Ljajic also announced figures on registered Serbian voters for the Kosovo elections.
"In Serbia and Montenegro, 105,000 voters are registered while in Kosovo, 85,000 [Serbs and Montenegrins] are registered. The success of this campaign depends not only on the participation of the Serbs in Kosovo's parliament, but in their participation in all institutions of authority."
Serbia's secretariat for refugees signed a memorandum of understanding earlier this week with the International Organization for Migration (IOM), providing for 177 Kosovo polling stations in rump Serbia, with the Organization for Security and Cooperation in Europe (OSCE) monitoring the voting process.
That deal led Yugoslav President Vojislav Kostunica and the Yugoslav and Serbian governments one week ago to agree to support Serbian participation in the elections.
Kostunica, in an open letter this week to UN Secretary-General Kofi Annan, said he expects the Yugoslav-UNMIK relationship "to deepen after November 17, when direct partnership in resolving open issues will be secured through the activities of a high-ranking working group, as provided for in the joint document."

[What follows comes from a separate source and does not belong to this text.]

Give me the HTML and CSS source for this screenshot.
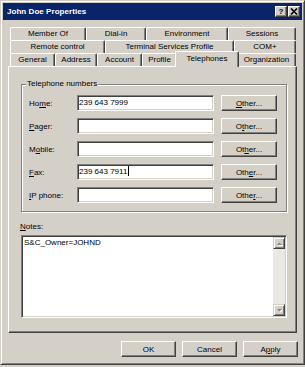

Serbia's ruling DOS coalition has chosen the former rector of Pristina University, Gojko Savic, to lead the Kosovo Serb "Povratak" ("Return") candidate list. The list comprises mainly candidates affiliated with Kostunica's Democratic Party of Serbia and presidential envoy for Kosovo Nebojsa Covic's Democratic Alternative, as well as other members of Belgrade's ruling DOS coalition.

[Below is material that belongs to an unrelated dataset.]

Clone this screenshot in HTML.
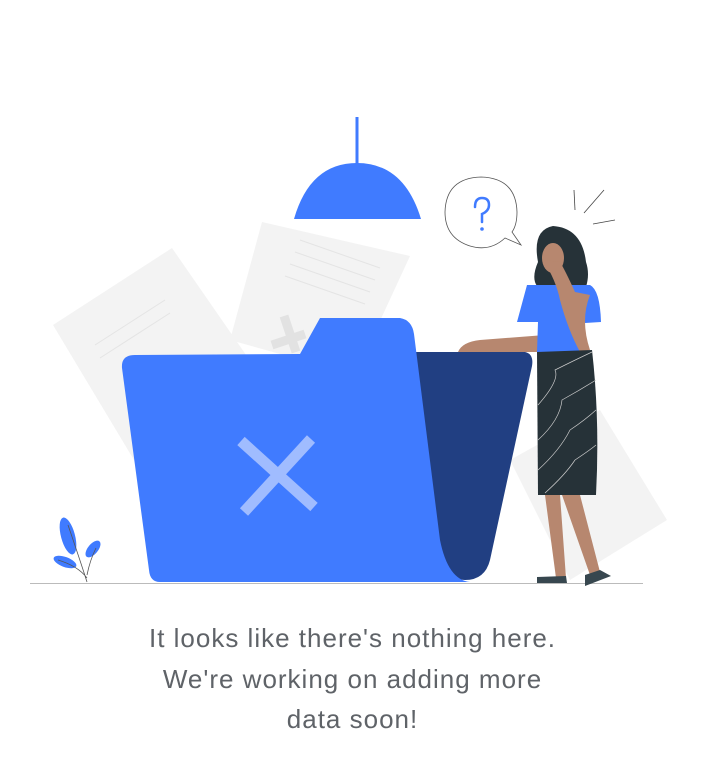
<!DOCTYPE html>
<html><head><meta charset="utf-8"><style>
html,body{margin:0;padding:0;background:#fff;width:720px;height:764px;overflow:hidden}
.t{position:absolute;left:0;width:705px;top:618px;text-align:center;font-family:"Liberation Sans",sans-serif;font-size:26px;line-height:40.5px;color:#5f6368;letter-spacing:1px}
</style></head><body>
<svg width="720" height="764" style="position:absolute;left:0;top:0">
<polygon points="53,325 172,248 262,378 140,470" fill="#f3f3f3"/>
<polygon points="262,222 410,256 355,375 230,340" fill="#f3f3f3"/>
<polygon points="510,460 600,410 667,520 570,580" fill="#f3f3f3"/>
<g stroke="#e4e4e4" stroke-width="1">
<line x1="300" y1="240" x2="380" y2="268"/><line x1="295" y1="252" x2="375" y2="280"/><line x1="290" y1="264" x2="370" y2="292"/><line x1="285" y1="276" x2="365" y2="304"/>
<line x1="95" y1="345" x2="165" y2="300"/><line x1="100" y1="358" x2="170" y2="313"/>
</g>
<g stroke="#e2e2e2" stroke-width="9"><line x1="284" y1="316" x2="296" y2="352"/><line x1="272" y1="345" x2="305" y2="334"/></g>
<line x1="357" y1="117" x2="357" y2="165" stroke="#407bff" stroke-width="3"/>
<path d="M294,219 Q310,163 357,163 Q404,163 421,219 Z" fill="#407bff"/>
<line x1="30" y1="583.5" x2="643" y2="583.5" stroke="#bbb" stroke-width="1"/>
<path d="M410,352 L525,352 Q534,354 532,366 L490,560 Q485,580 465,580 L440,578 Z" fill="#213f82"/>
<path d="M320,318 L400,318 Q412,320 414,334 L440,540 Q448,580 470,582 L160,582 Q150,582 149,570 L122,368 Q121,355 135,355 L300,354 Z" fill="#407bff"/>
<g stroke="#a0bcff" stroke-width="11"><line x1="241" y1="441" x2="314" y2="507"/><line x1="311" y1="439" x2="244" y2="512"/></g>
<g fill="#407bff"><ellipse cx="68" cy="536" rx="7" ry="19" transform="rotate(-15 68 536)"/><ellipse cx="93" cy="549" rx="5" ry="10" transform="rotate(40 93 549)"/><ellipse cx="65" cy="562" rx="12" ry="5" transform="rotate(20 65 562)"/></g>
<path d="M68,525 Q80,560 87,582 M87,575 Q90,560 96,548 M87,578 Q78,566 58,560" stroke="#555" stroke-width="0.8" fill="none"/>
<path d="M505,238 Q490,252 470,246 Q445,238 445,212 Q446,178 481,177 Q516,178 517,212 Q517,225 512,232 L521,245 Z" fill="#fff" stroke="#555" stroke-width="0.8"/>
<path d="M475,207 Q475,198 482,198 Q489,198 489,205 Q489,211 482,214 L482,222" stroke="#407bff" stroke-width="2.5" fill="none" stroke-linecap="round"/>
<circle cx="482" cy="229" r="1.8" fill="#407bff"/>
<g stroke="#444" stroke-width="0.8"><line x1="574" y1="190" x2="575" y2="210"/><line x1="604" y1="190" x2="584" y2="213"/><line x1="593" y1="224" x2="615" y2="220"/></g>
<path d="M480,340 L545,335 L545,352 L458,352 Q462,342 480,340 Z" fill="#b7876f"/>
<path d="M545,495 L556,578 L566,578 L560,495 Z M562,495 L590,575 L600,572 L580,495 Z" fill="#b7876f"/>
<path d="M537,577 L566,576 L567,583 L537,583 Z M585,575 L600,570 L611,576 L585,586 Z" fill="#37474f"/>
<path d="M553,226 Q532,230 538,262 Q528,285 545,292 L580,300 Q592,280 586,262 Q582,228 553,226 Z" fill="#263238"/>
<ellipse cx="553" cy="258" rx="11" ry="15" fill="#b7876f"/>
<path d="M527,285 L590,285 Q600,290 601,322 L585,323 L585,352 L537,352 L538,322 L517,322 Z" fill="#407bff"/>
<path d="M543,260 Q556,280 560,300 Q568,330 580,352 L590,350 Q580,320 590,295 L575,292 Q565,270 560,262 Z" fill="#b7876f"/>
<path d="M537,352 L592,350 Q600,420 596,495 L538,495 Z" fill="#263238"/>
<g stroke="#ccc" stroke-width="0.7" fill="none"><path d="M538,405 Q560,380 555,370 Q575,360 592,352"/><path d="M538,440 Q560,420 562,400 Q580,390 596,380"/><path d="M538,470 Q560,450 570,430 Q585,420 596,410"/><path d="M545,493 Q565,475 575,460 Q590,450 596,445"/></g>
</svg>
<div class="t">It looks like there's nothing here.<br>We're working on adding more<br>data soon!</div>
</body></html>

Povratak is a broad coalition intended to unify Kosovo's Serbs to end the exodus of non-Albanians from the province and to ensure their return. It also calls for full security and freedom of movement for all non-Albanians in the provinces, resolving the fate of missing and kidnapped persons, and the return of property to non-Albanians.
Kosovo Serb activist Momcilo Trajkovic said yesterday that he has dropped the idea of leading a campaign to boycott the elections.

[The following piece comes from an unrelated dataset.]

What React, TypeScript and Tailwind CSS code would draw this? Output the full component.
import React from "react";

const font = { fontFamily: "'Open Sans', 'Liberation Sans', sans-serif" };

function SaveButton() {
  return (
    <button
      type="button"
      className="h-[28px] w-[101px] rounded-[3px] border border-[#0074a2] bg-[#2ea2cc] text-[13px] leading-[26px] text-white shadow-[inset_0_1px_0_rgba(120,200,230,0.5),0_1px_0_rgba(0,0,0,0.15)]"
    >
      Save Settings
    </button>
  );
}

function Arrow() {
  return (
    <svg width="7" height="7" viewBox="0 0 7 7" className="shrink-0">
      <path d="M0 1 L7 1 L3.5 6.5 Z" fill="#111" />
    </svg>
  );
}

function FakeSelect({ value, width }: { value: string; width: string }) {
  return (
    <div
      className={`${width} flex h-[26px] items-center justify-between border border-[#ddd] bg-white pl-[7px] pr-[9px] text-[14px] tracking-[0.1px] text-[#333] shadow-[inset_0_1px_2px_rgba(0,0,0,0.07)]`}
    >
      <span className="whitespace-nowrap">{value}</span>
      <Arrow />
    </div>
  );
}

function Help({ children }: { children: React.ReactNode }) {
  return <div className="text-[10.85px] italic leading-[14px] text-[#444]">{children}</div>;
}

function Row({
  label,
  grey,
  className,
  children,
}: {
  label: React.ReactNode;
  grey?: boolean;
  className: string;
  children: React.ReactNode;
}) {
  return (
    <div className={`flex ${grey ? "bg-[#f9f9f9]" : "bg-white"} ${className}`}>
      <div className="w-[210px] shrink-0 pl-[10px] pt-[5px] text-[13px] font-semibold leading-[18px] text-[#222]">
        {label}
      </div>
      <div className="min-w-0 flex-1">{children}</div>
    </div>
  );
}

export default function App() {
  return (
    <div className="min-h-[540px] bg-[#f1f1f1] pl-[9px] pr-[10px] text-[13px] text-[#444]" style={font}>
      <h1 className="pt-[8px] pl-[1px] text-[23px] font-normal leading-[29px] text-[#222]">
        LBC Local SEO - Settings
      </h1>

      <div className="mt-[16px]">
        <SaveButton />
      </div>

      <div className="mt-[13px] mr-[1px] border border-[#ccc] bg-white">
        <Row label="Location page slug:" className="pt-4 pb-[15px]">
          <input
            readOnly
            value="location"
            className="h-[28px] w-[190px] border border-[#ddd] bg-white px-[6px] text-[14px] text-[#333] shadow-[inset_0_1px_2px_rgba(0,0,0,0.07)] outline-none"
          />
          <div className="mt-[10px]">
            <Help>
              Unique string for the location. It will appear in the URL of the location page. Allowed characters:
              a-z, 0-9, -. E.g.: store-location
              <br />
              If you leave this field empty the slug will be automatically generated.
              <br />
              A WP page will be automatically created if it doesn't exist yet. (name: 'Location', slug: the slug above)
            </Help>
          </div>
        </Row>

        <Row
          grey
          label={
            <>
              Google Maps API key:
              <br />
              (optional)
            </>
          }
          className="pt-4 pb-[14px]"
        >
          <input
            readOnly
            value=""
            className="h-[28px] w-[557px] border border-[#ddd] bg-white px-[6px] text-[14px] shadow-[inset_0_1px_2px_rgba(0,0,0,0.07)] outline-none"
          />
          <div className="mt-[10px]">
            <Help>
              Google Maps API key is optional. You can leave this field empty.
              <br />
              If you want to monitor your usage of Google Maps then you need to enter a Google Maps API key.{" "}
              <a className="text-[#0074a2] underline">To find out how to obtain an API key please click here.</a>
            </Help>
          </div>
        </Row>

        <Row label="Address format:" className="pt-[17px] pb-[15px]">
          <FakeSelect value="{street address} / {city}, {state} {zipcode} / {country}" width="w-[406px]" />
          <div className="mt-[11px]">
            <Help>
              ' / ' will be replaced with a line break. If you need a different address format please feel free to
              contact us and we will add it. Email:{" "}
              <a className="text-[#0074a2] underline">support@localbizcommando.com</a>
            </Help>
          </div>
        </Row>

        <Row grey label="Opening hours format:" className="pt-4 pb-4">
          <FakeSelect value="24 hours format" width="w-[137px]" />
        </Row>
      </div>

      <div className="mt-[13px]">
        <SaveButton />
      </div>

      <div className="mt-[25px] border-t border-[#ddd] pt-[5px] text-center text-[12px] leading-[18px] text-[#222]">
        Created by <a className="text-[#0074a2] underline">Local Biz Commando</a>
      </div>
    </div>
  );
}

In an interview this week with the Belgrade daily "Borba," Covic declared "the struggle for Kosovo has begun," and that while Serbia had been on the verge of losing the province, "democratization and homogenization" can now secure Kosovo. He said that Belgrade has a clearly defined state policy toward Kosovo that he says must remain secret because it is in the national and state interests.
The head of the OSCE mission in Kosovo, Daan Everts, told reporters in Pristina yesterday he hopes the Serbs who are elected will be loyal and will not obstruct the future parliament. He said they could become the second-strongest party in parliament: "if there is a good voter turnout among the Serbs, apart from the guaranteed 10 seats, they could win an additional 12 seats and thus influence the work of parliament." The legislature will have 120 seats, of which 10 are preassigned to Serbs and 10 to other non-Albanian minorities.
After meeting local leaders and international administrators, NATO Secretary-General Robertson reiterated to reporters that the international community is committed to a multiethnic Kosovo.
"And I, for one, and NATO as an organization, will not tolerate the creation of another mono-ethnic state."
Robertson says the upcoming elections are the most important ever in the province, noting "Kosovo's destiny in many ways will be shaped by the outcome of this election."
He added: "the people of Kosovo deserve better than they had in history -- they've got the chance, the opportunity -- for the first time in history -- to make a decision about making sure that their children's futures are secured."
Robertson added, "The time for violence has ended and the time for building a prosperous community here has come."
"I've met the leaders of the political parties and I'm glad that the election campaign is being conducted with dignity."
Kosovar Albanian political leaders, despite their anger over the UNMIK-Belgrade deal, tried to put a positive spin on the meeting.
Democratic League of Kosovo leader Ibrahim Rugova said, "NATO and the international community are interested in a good, democratic, and free future for Kosovo. It's normal that our request stands that Kosovo's independence is an existential issue -- to be or not to be."
And the Alliance for Kosovo's Ramush Haradinaj said Robertson confirmed that NATO has no intention of withdrawing from the province.
"NATO will stay in Kosovo. Robertson said they will be in Kosovo and the rest of the region in the future."
Arsim Bajrami, an aide to Democratic Party leader Hashim Thaci, said the meeting confirmed that Kosovo and Serbia remain neighbors rather than a single entity, as many Serbs would prefer.